- _Provided records_
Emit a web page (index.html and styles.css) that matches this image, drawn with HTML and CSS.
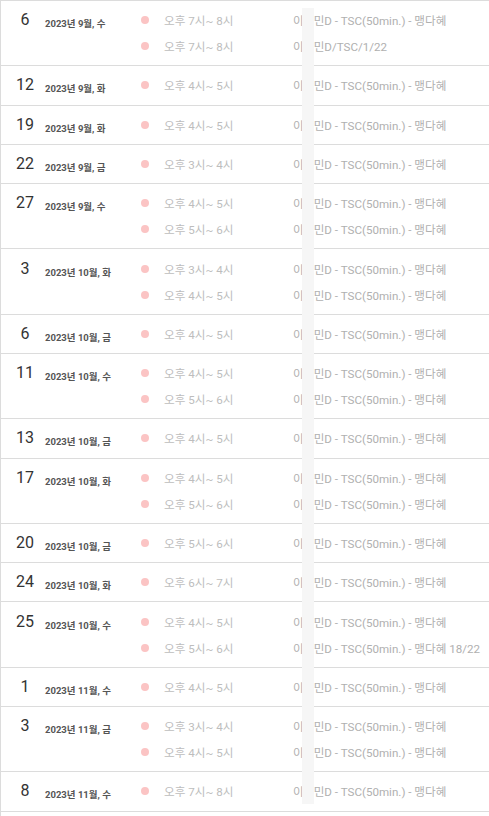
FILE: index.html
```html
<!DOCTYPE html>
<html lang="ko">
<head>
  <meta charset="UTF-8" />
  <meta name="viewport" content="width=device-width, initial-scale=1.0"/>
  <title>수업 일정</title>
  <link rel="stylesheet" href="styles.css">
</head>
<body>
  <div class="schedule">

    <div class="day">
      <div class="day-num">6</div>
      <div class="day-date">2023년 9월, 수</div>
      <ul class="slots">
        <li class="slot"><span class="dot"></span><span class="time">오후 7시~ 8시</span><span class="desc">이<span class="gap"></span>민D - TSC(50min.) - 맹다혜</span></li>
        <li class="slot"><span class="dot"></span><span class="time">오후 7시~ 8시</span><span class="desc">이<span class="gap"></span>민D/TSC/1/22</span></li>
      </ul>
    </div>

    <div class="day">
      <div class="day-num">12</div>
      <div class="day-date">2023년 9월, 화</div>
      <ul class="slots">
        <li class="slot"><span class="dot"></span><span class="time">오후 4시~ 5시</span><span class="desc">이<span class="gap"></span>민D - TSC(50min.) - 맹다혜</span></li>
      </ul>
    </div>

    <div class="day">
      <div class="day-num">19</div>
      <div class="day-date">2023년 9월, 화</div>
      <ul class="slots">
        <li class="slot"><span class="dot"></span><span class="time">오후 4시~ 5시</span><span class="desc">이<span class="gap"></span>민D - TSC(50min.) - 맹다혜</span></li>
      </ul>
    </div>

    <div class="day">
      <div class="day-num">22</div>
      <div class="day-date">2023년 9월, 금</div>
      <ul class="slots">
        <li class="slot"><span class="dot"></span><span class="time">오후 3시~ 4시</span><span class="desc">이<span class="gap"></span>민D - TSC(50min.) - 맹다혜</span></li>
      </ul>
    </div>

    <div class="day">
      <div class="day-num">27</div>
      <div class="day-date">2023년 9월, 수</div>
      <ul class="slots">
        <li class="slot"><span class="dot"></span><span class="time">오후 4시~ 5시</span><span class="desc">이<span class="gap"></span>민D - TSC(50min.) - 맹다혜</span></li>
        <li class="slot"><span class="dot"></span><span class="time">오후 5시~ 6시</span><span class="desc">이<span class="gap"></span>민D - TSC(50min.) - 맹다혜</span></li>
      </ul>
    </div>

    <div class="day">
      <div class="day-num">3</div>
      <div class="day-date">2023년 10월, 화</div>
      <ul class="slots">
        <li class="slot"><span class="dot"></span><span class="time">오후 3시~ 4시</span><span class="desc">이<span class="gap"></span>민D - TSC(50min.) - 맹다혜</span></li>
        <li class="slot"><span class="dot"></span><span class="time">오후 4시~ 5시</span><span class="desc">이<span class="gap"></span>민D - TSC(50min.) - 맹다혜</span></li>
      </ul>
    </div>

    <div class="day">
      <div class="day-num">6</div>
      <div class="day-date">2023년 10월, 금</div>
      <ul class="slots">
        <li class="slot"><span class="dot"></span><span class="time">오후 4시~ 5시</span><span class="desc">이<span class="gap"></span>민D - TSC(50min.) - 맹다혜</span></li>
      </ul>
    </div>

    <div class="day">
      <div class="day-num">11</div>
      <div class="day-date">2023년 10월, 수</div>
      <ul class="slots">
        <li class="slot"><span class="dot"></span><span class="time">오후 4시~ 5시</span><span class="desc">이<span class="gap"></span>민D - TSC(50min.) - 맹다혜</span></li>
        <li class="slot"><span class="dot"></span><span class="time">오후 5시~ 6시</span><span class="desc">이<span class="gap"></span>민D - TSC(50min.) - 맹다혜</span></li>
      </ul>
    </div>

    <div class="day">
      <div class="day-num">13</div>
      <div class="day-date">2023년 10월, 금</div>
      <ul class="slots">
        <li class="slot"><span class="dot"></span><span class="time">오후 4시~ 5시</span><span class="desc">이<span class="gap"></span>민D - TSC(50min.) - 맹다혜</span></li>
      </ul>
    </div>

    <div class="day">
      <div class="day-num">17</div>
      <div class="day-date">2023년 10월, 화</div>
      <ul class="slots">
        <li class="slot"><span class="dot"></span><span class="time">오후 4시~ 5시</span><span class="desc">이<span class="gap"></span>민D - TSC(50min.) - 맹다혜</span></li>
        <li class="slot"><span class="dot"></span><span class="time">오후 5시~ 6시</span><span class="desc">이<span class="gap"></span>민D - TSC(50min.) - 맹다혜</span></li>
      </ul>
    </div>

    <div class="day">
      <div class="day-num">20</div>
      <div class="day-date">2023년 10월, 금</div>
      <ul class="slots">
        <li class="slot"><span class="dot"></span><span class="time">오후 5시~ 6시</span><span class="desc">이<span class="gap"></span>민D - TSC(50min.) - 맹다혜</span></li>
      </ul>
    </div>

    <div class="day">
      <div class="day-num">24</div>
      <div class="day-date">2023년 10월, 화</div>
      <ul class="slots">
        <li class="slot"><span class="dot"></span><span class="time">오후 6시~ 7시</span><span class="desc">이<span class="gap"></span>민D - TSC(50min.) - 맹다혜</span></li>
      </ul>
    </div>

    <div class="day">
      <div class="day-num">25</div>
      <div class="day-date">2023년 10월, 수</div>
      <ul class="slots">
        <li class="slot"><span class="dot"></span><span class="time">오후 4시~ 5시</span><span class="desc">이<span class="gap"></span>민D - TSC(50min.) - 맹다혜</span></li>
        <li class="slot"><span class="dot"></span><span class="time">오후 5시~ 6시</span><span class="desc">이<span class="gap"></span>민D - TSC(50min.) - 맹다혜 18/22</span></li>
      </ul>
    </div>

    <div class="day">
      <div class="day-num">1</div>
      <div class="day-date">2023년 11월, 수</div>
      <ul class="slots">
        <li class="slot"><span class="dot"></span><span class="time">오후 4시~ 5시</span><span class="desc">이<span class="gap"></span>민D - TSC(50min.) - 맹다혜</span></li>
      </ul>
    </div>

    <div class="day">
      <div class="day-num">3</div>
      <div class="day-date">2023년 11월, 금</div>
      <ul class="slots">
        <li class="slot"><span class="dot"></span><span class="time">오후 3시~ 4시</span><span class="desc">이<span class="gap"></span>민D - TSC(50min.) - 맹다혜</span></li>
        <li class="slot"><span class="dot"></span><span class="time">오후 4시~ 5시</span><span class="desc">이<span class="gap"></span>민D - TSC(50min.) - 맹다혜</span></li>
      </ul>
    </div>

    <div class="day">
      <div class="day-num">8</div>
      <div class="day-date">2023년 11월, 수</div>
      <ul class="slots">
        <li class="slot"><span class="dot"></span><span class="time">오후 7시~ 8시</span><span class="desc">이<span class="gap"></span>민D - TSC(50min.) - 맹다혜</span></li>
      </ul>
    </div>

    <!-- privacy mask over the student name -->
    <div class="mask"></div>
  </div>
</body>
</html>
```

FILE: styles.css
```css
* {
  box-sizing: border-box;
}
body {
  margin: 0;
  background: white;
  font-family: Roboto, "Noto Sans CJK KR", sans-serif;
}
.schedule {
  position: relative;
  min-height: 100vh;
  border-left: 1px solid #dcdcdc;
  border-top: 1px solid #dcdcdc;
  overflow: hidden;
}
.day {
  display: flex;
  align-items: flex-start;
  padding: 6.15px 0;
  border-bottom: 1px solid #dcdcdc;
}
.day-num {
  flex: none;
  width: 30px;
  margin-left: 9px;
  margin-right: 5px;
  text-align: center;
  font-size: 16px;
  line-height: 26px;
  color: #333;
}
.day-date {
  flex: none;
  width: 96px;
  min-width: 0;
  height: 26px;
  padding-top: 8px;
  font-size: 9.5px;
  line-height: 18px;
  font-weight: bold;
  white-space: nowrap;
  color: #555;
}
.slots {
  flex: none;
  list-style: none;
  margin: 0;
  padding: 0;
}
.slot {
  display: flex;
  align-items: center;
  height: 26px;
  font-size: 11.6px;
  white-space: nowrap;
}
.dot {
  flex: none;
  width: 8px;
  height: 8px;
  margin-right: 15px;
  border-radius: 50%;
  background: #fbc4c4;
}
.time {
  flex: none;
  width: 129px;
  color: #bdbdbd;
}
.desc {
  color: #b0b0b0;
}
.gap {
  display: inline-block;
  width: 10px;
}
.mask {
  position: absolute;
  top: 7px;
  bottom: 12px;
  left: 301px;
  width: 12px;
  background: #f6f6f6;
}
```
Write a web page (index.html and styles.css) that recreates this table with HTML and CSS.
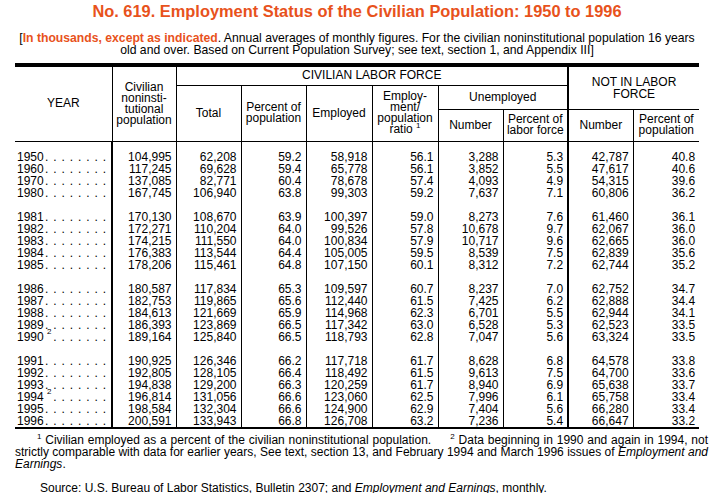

- _Exercise_
All lines holding the word "this" should be picked out and copied.

- _Answer_
Emit a web page (index.html and styles.css) that matches this image, drawn with HTML and CSS.
Write a web page (index.html and styles.css) that recreates this table with HTML and CSS.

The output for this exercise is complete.